The contraction was worse than expected and compares with the 0.8% shrinkage in the January-to-March period.

Greece's national statistics office said that private consumption dropped 4.2% year-on-year, against a rise of 1.5% in the previous quarter.

The figures underline Greece's struggle against recession and cast a shadow over European stock markets.

The statistics agency said that gross capital investment tumbled by 18.6% in the second quarter, while exports fell 5%.

Greece is in the grip of a deep economic crisis.

The country has imposed radical austerity measures to balance the books and has been granted 110bn euros ($140bn; £90bn) in emergency aid from the European Union (EU) and International Monetary Fund (IMF).

Debt worries

Platon Monokroussos, economist at EFG Eurobank, said that there would be no let-up for the economy in the short term.

"Economic growth is likely to remain firmly in negative territory in the second half, given tight domestic credit conditions and the government's austerity programme," he said.

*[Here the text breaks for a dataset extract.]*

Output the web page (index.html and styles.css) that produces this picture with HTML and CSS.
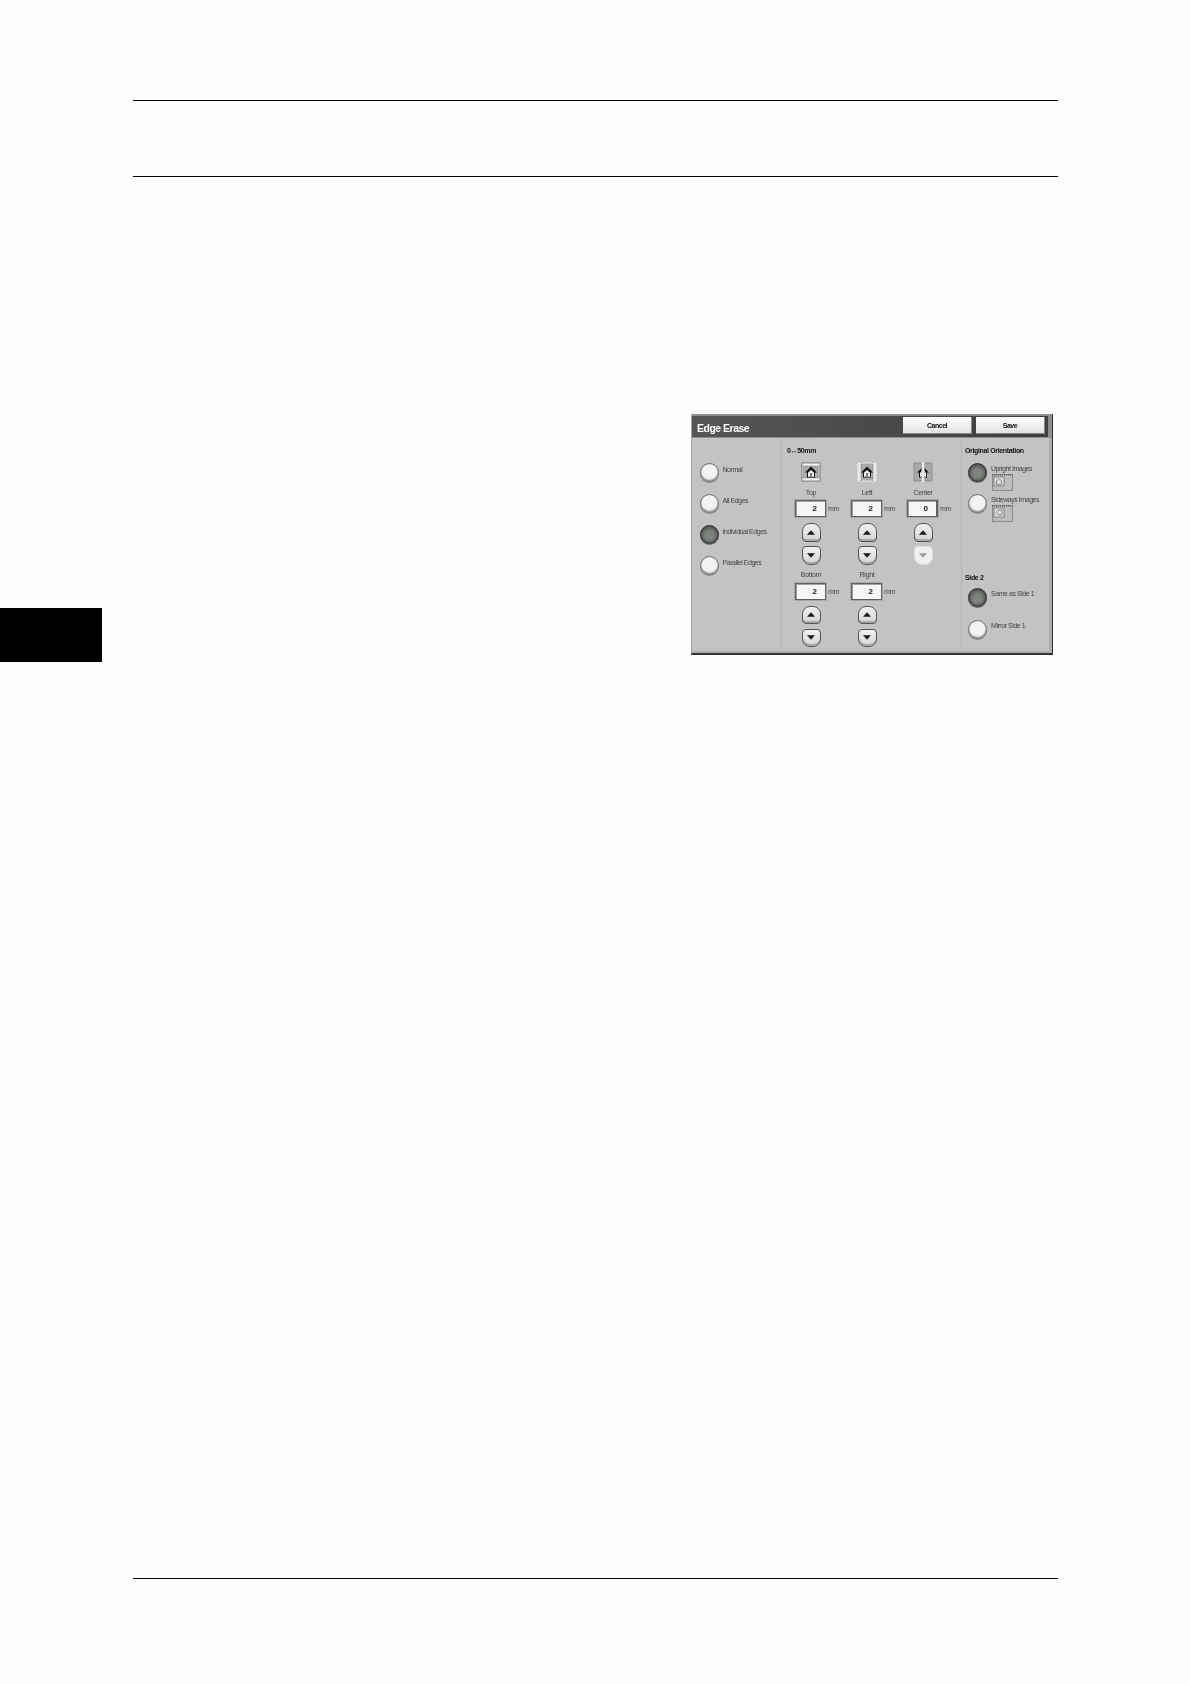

Greece's weak economic performance could also led to an increase in the country's cost of borrowing, analysts said.

"The worse-than-expected second-quarter figures are also likely to drive a new increase in Greek government bond yields, which have been rising steadily in recent months," said Diego Iscaro at IHS Global Insight.

"Indeed, the spread between Greek and German 10-year government bonds currently stands above 900 basis points, just below their peak in May."

It was the prohibitively high cost of borrowing that led to the rescue package from the EU and the IMF.

Worries about sovereign debt hit stock markets at the start of trading on Wednesday, with all the leading bourses down and bank shares hardest hit.

Greece was not the only concern, with Hungary's economy barely moved in the second quarter.

The country's gross domestic product in the April-June period was 0.8% up, but below the European Union average growth of 1% for the second quarter.